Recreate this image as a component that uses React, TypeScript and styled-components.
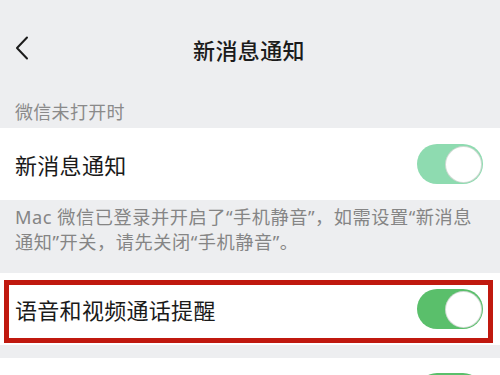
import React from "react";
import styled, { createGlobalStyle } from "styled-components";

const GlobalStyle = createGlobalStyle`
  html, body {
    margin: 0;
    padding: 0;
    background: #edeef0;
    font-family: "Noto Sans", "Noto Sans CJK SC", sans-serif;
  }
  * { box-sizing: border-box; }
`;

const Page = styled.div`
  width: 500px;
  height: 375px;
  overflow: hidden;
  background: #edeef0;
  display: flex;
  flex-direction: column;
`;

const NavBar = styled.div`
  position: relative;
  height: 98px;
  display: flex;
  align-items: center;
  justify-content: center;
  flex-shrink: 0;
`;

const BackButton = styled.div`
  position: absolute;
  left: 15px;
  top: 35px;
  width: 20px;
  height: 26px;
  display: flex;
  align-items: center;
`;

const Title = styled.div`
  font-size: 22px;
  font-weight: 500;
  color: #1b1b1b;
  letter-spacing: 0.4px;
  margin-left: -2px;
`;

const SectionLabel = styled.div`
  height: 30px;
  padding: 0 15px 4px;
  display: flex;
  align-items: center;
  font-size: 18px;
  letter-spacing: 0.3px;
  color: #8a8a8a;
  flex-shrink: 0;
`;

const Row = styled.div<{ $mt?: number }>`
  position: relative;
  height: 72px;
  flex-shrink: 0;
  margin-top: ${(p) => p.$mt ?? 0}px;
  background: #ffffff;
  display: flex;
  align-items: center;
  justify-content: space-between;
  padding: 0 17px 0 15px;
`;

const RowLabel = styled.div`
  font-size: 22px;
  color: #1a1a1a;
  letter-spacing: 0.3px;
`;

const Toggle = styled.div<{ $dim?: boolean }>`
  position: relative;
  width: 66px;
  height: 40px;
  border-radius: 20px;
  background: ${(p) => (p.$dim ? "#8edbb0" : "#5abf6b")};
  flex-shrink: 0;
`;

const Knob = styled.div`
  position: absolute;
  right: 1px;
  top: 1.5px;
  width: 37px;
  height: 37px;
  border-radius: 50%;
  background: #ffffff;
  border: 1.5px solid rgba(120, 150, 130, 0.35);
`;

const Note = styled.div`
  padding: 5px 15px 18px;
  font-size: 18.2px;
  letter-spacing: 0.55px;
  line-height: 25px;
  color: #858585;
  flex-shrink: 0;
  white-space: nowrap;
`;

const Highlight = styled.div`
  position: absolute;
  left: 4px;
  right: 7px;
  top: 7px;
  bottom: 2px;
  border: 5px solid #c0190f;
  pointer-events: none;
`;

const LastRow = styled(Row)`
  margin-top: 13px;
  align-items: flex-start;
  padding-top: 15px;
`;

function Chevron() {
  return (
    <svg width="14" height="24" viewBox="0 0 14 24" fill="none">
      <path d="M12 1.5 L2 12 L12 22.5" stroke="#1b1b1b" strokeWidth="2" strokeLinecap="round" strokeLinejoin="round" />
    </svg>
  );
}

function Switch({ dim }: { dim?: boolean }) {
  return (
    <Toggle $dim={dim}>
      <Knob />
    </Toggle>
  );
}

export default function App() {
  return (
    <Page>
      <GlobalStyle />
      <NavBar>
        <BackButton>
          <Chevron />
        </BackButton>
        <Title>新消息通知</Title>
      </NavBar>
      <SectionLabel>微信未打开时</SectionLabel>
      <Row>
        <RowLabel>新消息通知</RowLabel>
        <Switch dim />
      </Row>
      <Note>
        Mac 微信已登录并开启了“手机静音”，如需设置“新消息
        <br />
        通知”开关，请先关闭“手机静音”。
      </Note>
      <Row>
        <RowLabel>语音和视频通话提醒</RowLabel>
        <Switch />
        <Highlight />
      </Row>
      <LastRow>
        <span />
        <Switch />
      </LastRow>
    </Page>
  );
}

**Work to do**
From the data above, write out everything exactly except the pictures.

**Response for this exercise**
Recreate this image as a component that uses React, TypeScript and styled-components.
import React from "react";
import styled, { createGlobalStyle } from "styled-components";

const GlobalStyle = createGlobalStyle`
  html, body {
    margin: 0;
    padding: 0;
    background: #edeef0;
    font-family: "Noto Sans", "Noto Sans CJK SC", sans-serif;
  }
  * { box-sizing: border-box; }
`;

const Page = styled.div`
  width: 500px;
  height: 375px;
  overflow: hidden;
  background: #edeef0;
  display: flex;
  flex-direction: column;
`;

const NavBar = styled.div`
  position: relative;
  height: 98px;
  display: flex;
  align-items: center;
  justify-content: center;
  flex-shrink: 0;
`;

const BackButton = styled.div`
  position: absolute;
  left: 15px;
  top: 35px;
  width: 20px;
  height: 26px;
  display: flex;
  align-items: center;
`;

const Title = styled.div`
  font-size: 22px;
  font-weight: 500;
  color: #1b1b1b;
  letter-spacing: 0.4px;
  margin-left: -2px;
`;

const SectionLabel = styled.div`
  height: 30px;
  padding: 0 15px 4px;
  display: flex;
  align-items: center;
  font-size: 18px;
  letter-spacing: 0.3px;
  color: #8a8a8a;
  flex-shrink: 0;
`;

const Row = styled.div<{ $mt?: number }>`
  position: relative;
  height: 72px;
  flex-shrink: 0;
  margin-top: ${(p) => p.$mt ?? 0}px;
  background: #ffffff;
  display: flex;
  align-items: center;
  justify-content: space-between;
  padding: 0 17px 0 15px;
`;

const RowLabel = styled.div`
  font-size: 22px;
  color: #1a1a1a;
  letter-spacing: 0.3px;
`;

const Toggle = styled.div<{ $dim?: boolean }>`
  position: relative;
  width: 66px;
  height: 40px;
  border-radius: 20px;
  background: ${(p) => (p.$dim ? "#8edbb0" : "#5abf6b")};
  flex-shrink: 0;
`;

const Knob = styled.div`
  position: absolute;
  right: 1px;
  top: 1.5px;
  width: 37px;
  height: 37px;
  border-radius: 50%;
  background: #ffffff;
  border: 1.5px solid rgba(120, 150, 130, 0.35);
`;

const Note = styled.div`
  padding: 5px 15px 18px;
  font-size: 18.2px;
  letter-spacing: 0.55px;
  line-height: 25px;
  color: #858585;
  flex-shrink: 0;
  white-space: nowrap;
`;

const Highlight = styled.div`
  position: absolute;
  left: 4px;
  right: 7px;
  top: 7px;
  bottom: 2px;
  border: 5px solid #c0190f;
  pointer-events: none;
`;

const LastRow = styled(Row)`
  margin-top: 13px;
  align-items: flex-start;
  padding-top: 15px;
`;

function Chevron() {
  return (
    <svg width="14" height="24" viewBox="0 0 14 24" fill="none">
      <path d="M12 1.5 L2 12 L12 22.5" stroke="#1b1b1b" strokeWidth="2" strokeLinecap="round" strokeLinejoin="round" />
    </svg>
  );
}

function Switch({ dim }: { dim?: boolean }) {
  return (
    <Toggle $dim={dim}>
      <Knob />
    </Toggle>
  );
}

export default function App() {
  return (
    <Page>
      <GlobalStyle />
      <NavBar>
        <BackButton>
          <Chevron />
        </BackButton>
        <Title>新消息通知</Title>
      </NavBar>
      <SectionLabel>微信未打开时</SectionLabel>
      <Row>
        <RowLabel>新消息通知</RowLabel>
        <Switch dim />
      </Row>
      <Note>
        Mac 微信已登录并开启了“手机静音”，如需设置“新消息
        <br />
        通知”开关，请先关闭“手机静音”。
      </Note>
      <Row>
        <RowLabel>语音和视频通话提醒</RowLabel>
        <Switch />
        <Highlight />
      </Row>
      <LastRow>
        <span />
        <Switch />
      </LastRow>
    </Page>
  );
}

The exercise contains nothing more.